What you have to do -
Select and reproduce each line of the listing below that bears the string "with".

---------- Raw data

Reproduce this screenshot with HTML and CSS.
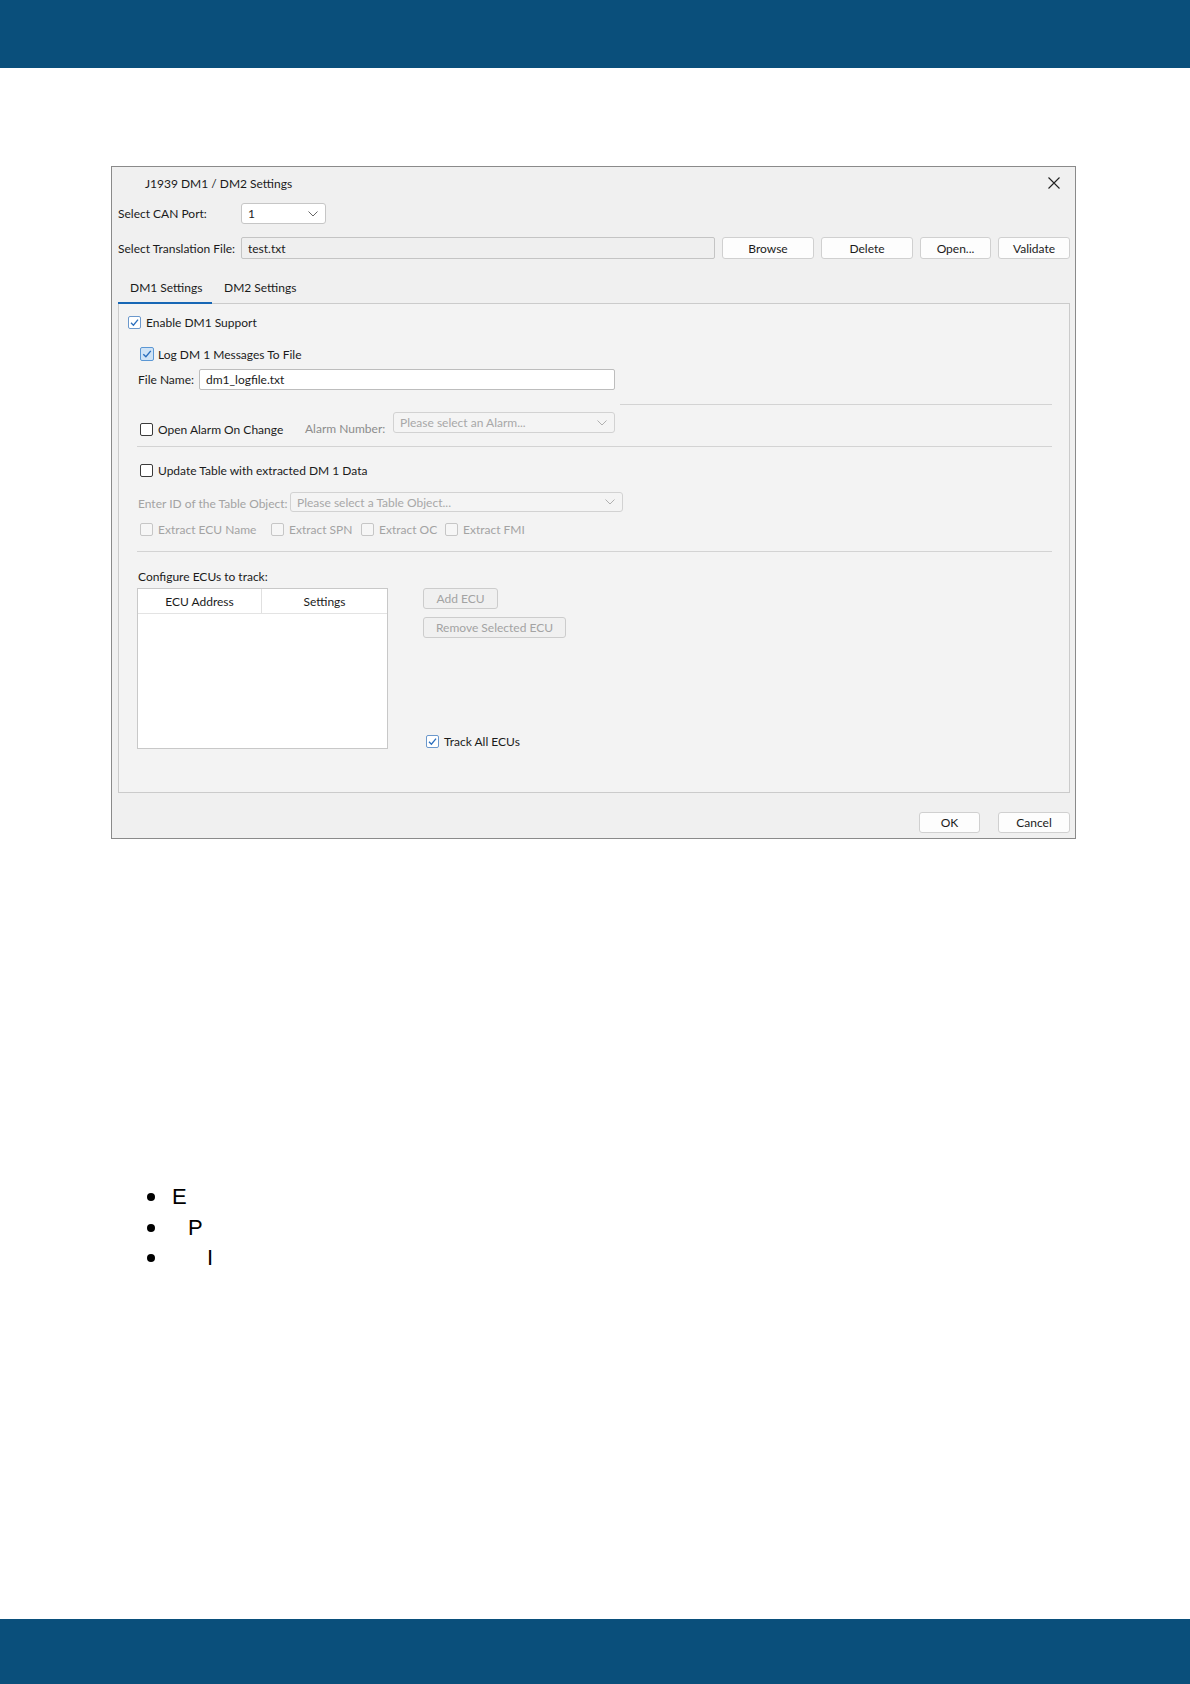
FILE: index.html
```html
<!DOCTYPE html>
<html>
<head>
<meta charset="utf-8">
<link rel="stylesheet" href="styles.css">
</head>
<body>
<div class="topbar"></div>
<div class="main">
  <div class="dialog">
    <div class="titlebar">
      <span class="title">J1939 DM1 / DM2 Settings</span>
      <svg class="close" width="12" height="12" viewBox="0 0 12 12"><path d="M0.5 0.5 L11.5 11.5 M11.5 0.5 L0.5 11.5" stroke="#222" stroke-width="1.1" fill="none"/></svg>
    </div>
    <div class="row row-port">
      <span class="lbl lbl-port">Select CAN Port:</span>
      <div class="select port"><span>1</span><svg class="chev" width="10" height="6" viewBox="0 0 10 6"><path d="M0.5 0.5 L5 5 L9.5 0.5" stroke="#666" stroke-width="1" fill="none"/></svg></div>
    </div>
    <div class="row row-file">
      <span class="lbl lbl-port">Select Translation File:</span>
      <div class="input ro">test.txt</div>
      <div class="btn w-browse">Browse</div>
      <div class="btn w-delete">Delete</div>
      <div class="btn w-open">Open...</div>
      <div class="btn w-validate">Validate</div>
    </div>
    <div class="tabs">
      <div class="tab active">DM1 Settings</div>
      <div class="tab">DM2 Settings</div>
    </div>
    <div class="panel">
      <div class="prow r-enable">
        <span class="cb on cb-enable"><svg viewBox="0 0 13 13"><path d="M3 6.8 L5.4 9.2 L10 3.6" stroke="#2a6ebd" stroke-width="1.3" fill="none"/></svg></span>
        <span class="cbl">Enable DM1 Support</span>
      </div>
      <div class="prow r-log">
        <span class="cb on focus"><svg viewBox="0 0 14 14"><path d="M3.3 7.2 L5.9 9.8 L10.8 3.9" stroke="#2a6ebd" stroke-width="1.4" fill="none"/></svg></span>
        <span class="cbl">Log DM 1 Messages To File</span>
      </div>
      <div class="prow r-file">
        <span class="lbl w-fname">File Name:</span>
        <div class="input wt w-finput">dm1_logfile.txt</div>
      </div>
      <div class="sep sep-part"></div>
      <div class="prow r-alarm">
        <div class="cbitem w-alarmcb"><span class="cb"></span><span class="cbl">Open Alarm On Change</span></div>
        <span class="lbl dim w-alarmlbl">Alarm Number:</span>
        <div class="select dis w-alarmsel"><span>Please select an Alarm...</span><svg class="chev" width="10" height="6" viewBox="0 0 10 6"><path d="M0.5 0.5 L5 5 L9.5 0.5" stroke="#b0b0b0" stroke-width="1" fill="none"/></svg></div>
      </div>
      <div class="sep sep-full"></div>
      <div class="prow r-update">
        <span class="cb"></span><span class="cbl">Update Table with extracted DM 1 Data</span>
      </div>
      <div class="prow r-enter">
        <span class="lbl dis-t w-enter">Enter ID of the Table Object:</span>
        <div class="select dis w-tablesel"><span>Please select a Table Object...</span><svg class="chev" width="10" height="6" viewBox="0 0 10 6"><path d="M0.5 0.5 L5 5 L9.5 0.5" stroke="#b0b0b0" stroke-width="1" fill="none"/></svg></div>
      </div>
      <div class="prow r-extract">
        <div class="cbitem w-x1"><span class="cb dis"></span><span class="cbl dis-t">Extract ECU Name</span></div>
        <div class="cbitem w-x2"><span class="cb dis"></span><span class="cbl dis-t">Extract SPN</span></div>
        <div class="cbitem w-x3"><span class="cb dis"></span><span class="cbl dis-t">Extract OC</span></div>
        <div class="cbitem"><span class="cb dis"></span><span class="cbl dis-t">Extract FMI</span></div>
      </div>
      <div class="sep sep-full sep3"></div>
      <div class="prow r-config"><span class="lbl">Configure ECUs to track:</span></div>
      <div class="ecu">
        <div class="table">
          <div class="thead">
            <div class="th th1">ECU Address</div>
            <div class="th th2">Settings</div>
          </div>
        </div>
        <div class="ecu-side">
          <div class="btn dis w-add">Add ECU</div>
          <div class="btn dis w-remove">Remove Selected ECU</div>
          <div class="prow r-track">
            <span class="cb on"><svg viewBox="0 0 13 13"><path d="M3 6.8 L5.4 9.2 L10 3.6" stroke="#2a6ebd" stroke-width="1.3" fill="none"/></svg></span>
            <span class="cbl">Track All ECUs</span>
          </div>
        </div>
      </div>
    </div>
    <div class="footbtns">
      <div class="btn w-ok">OK</div>
      <div class="btn w-cancel">Cancel</div>
    </div>
  </div>
  <ul class="bullets">
    <li class="bi"><span class="dot"></span><span class="bt t1">E</span></li>
    <li class="bi"><span class="dot"></span><span class="bt t2">P</span></li>
    <li class="bi"><span class="dot"></span><span class="bt t3">I</span></li>
  </ul>
</div>
<div class="bottombar"></div>
</body>
</html>
```
FILE: styles.css
```css
* { box-sizing: border-box; }
html, body { margin: 0; padding: 0; }
body {
  width: 1190px;
  height: 1684px;
  background: #fff;
  font-family: "Lato", "Segoe UI", sans-serif;
  font-size: 12px;
  color: #1b1b1b;
  display: flex;
  flex-direction: column;
  overflow: hidden;
}
.topbar { height: 68px; background: #0a4f7b; flex: none; }
.main { flex: 1; }
.bottombar { height: 65px; background: #0a4f7b; flex: none; }

.dialog {
  margin: 98px 0 0 111px;
  width: 965px;
  height: 673px;
  border: 1px solid #8a8a8a;
  background: #f0f0f0;
  padding: 0 5px 0 6px;
  display: flex;
  flex-direction: column;
}
.titlebar {
  height: 32px;
  display: flex;
  align-items: center;
  justify-content: space-between;
  padding-left: 27px;
  padding-right: 10px;
  flex: none;
}
.close { display: block; }

.row { display: flex; align-items: center; flex: none; }
.row-port { margin-top: 4px; height: 21px; }
.row-file { margin-top: 13px; height: 22px; gap: 7px; }
.lbl { white-space: nowrap; }
.lbl-port { width: 123px; flex: none; }
.row-file .lbl-port { width: 116px; }

.select {
  display: flex;
  align-items: center;
  justify-content: space-between;
  background: #fff;
  border: 1px solid #c6c6c6;
  border-radius: 3px;
  padding: 0 7px 0 6px;
  height: 21px;
  white-space: nowrap;
}
.select.port { width: 85px; }
.chev { display: block; }
.select.dis { background: #f4f4f4; border-color: #d2d2d2; color: #a8a8a8; }

.input {
  height: 22px;
  display: flex;
  align-items: center;
  padding: 0 6px;
  border: 1px solid #c4c4c4;
  border-radius: 2px;
}
.input.ro { flex: 1; background: #efefef; }
.input.wt { background: #fff; height: 21px; border-color: #bdbdbd; }

.btn {
  height: 22px;
  display: flex;
  align-items: center;
  justify-content: center;
  background: #fdfdfd;
  border: 1px solid #d0d0d0;
  border-radius: 3px;
  flex: none;
  white-space: nowrap;
}
.btn.dis { background: #f0f0f0; border-color: #cccccc; color: #a3a3a3; }
.w-browse { width: 92px; }
.w-delete { width: 92px; }
.w-open { width: 71px; }
.w-validate { width: 72px; }

.tabs {
  display: flex;
  margin-top: 14px;
  height: 31px;
  margin-bottom: -1px;
  position: relative;
  z-index: 1;
  flex: none;
}
.tab {
  height: 31px;
  line-height: 29px;
  padding: 0 12px;
  border-bottom: 2px solid transparent;
  white-space: nowrap;
}
.tab.active { width: 94px; padding-right: 0; border-bottom-color: #1767b5; }

.panel {
  height: 490px;
  border: 1px solid #cbcbcb;
  background: #f3f3f3;
  padding: 0 17px 0 19px;
  display: flex;
  flex-direction: column;
  flex: none;
}
.prow { display: flex; align-items: center; flex: none; }
.cb {
  width: 13px;
  height: 13px;
  border: 1px solid #3a3a3a;
  border-radius: 2px;
  background: #fff;
  flex: none;
  margin-left: 2px;
  position: relative;
}
.cb svg { position: absolute; left: -1px; top: -1px; width: 13px; height: 13px; }
.cb.on { border-color: #6b98cc; }
.cb.focus { width: 14px; height: 14px; background: #cfe3f6; border-color: #5b97d4; }
.cb.focus svg { width: 14px; height: 14px; }
.cb.dis { border-color: #c6c6c6; background: #f6f6f6; }
.cbl { margin-left: 5px; white-space: nowrap; }
.cb.focus + .cbl { margin-left: 4px; }
.cbitem { display: flex; align-items: center; flex: none; }
.dim { color: #8c8c8c; }
.dis-t { color: #a3a3a3; }

.r-enable { margin-top: 10px; height: 16px; }
.cb-enable { margin-left: -10px; }
.r-log { margin-top: 16px; height: 16px; }
.r-file { margin-top: 7px; height: 21px; }
.w-fname { width: 61px; flex: none; }
.w-finput { width: 416px; }
.sep { height: 1px; background: #d3d3d3; flex: none; }
.sep-part { margin-top: 14px; margin-left: 482px; }
.r-alarm { margin-top: 7px; height: 24px; align-items: flex-end; }
.r-alarm .cbitem { height: 14px; }
.w-alarmcb { width: 167px; }
.w-alarmlbl { width: 88px; flex: none; line-height: 14px; }
.w-alarmsel { width: 222px; align-self: flex-start; }
.sep-full { margin-top: 10px; margin-left: -1px; }
.r-update { margin-top: 15px; height: 16px; }
.r-enter { margin-top: 14px; height: 20px; }
.w-enter { width: 152px; flex: none; padding-top: 2px; }
.w-tablesel { width: 333px; height: 20px; }
.r-extract { margin-top: 10px; height: 14px; }
.w-x1 { width: 131px; }
.w-x2 { width: 90px; }
.w-x3 { width: 84px; }
.sep3 { margin-top: 15px; }
.r-config { margin-top: 17px; height: 14px; }

.ecu { display: flex; margin-top: 5px; height: 161px; flex: none; }
.table {
  width: 251px;
  height: 161px;
  margin-left: -1px;
  background: #fff;
  border: 1px solid #c8c8c8;
}
.thead { display: flex; height: 25px; border-bottom: 1px solid #e3e3e3; }
.th { display: flex; align-items: center; justify-content: center; }
.th1 { width: 124px; border-right: 1px solid #e0e0e0; }
.th2 { flex: 1; }
.ecu-side { margin-left: 35px; display: flex; flex-direction: column; align-items: flex-start; }
.w-add { width: 75px; height: 21px; }
.w-remove { width: 143px; height: 21px; margin-top: 8px; }
.r-track { margin-top: auto; margin-bottom: 1px; height: 14px; }
.r-track .cb { margin-left: 3px; }

.footbtns { display: flex; justify-content: flex-end; gap: 18px; margin-top: 19px; flex: none; }
.w-ok { width: 61px; height: 21px; }
.w-cancel { width: 72px; height: 21px; }

.bullets {
  list-style: none;
  margin: 343px 0 0 0;
  padding: 0;
  font-family: "Liberation Sans", Arial, sans-serif;
  font-size: 22px;
  color: #000;
}
.bi { display: flex; align-items: center; height: 30.5px; }
.dot { width: 8px; height: 8px; border-radius: 50%; background: #000; margin-left: 147px; flex: none; }
.bt { line-height: 30px; }
.t1 { margin-left: 17px; }
.t2 { margin-left: 33px; }
.t3 { margin-left: 52px; }
```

--------------------

Expected output -
Reproduce this screenshot with HTML and CSS.
        <span class="cb"></span><span class="cbl">Update Table with extracted DM 1 Data</span>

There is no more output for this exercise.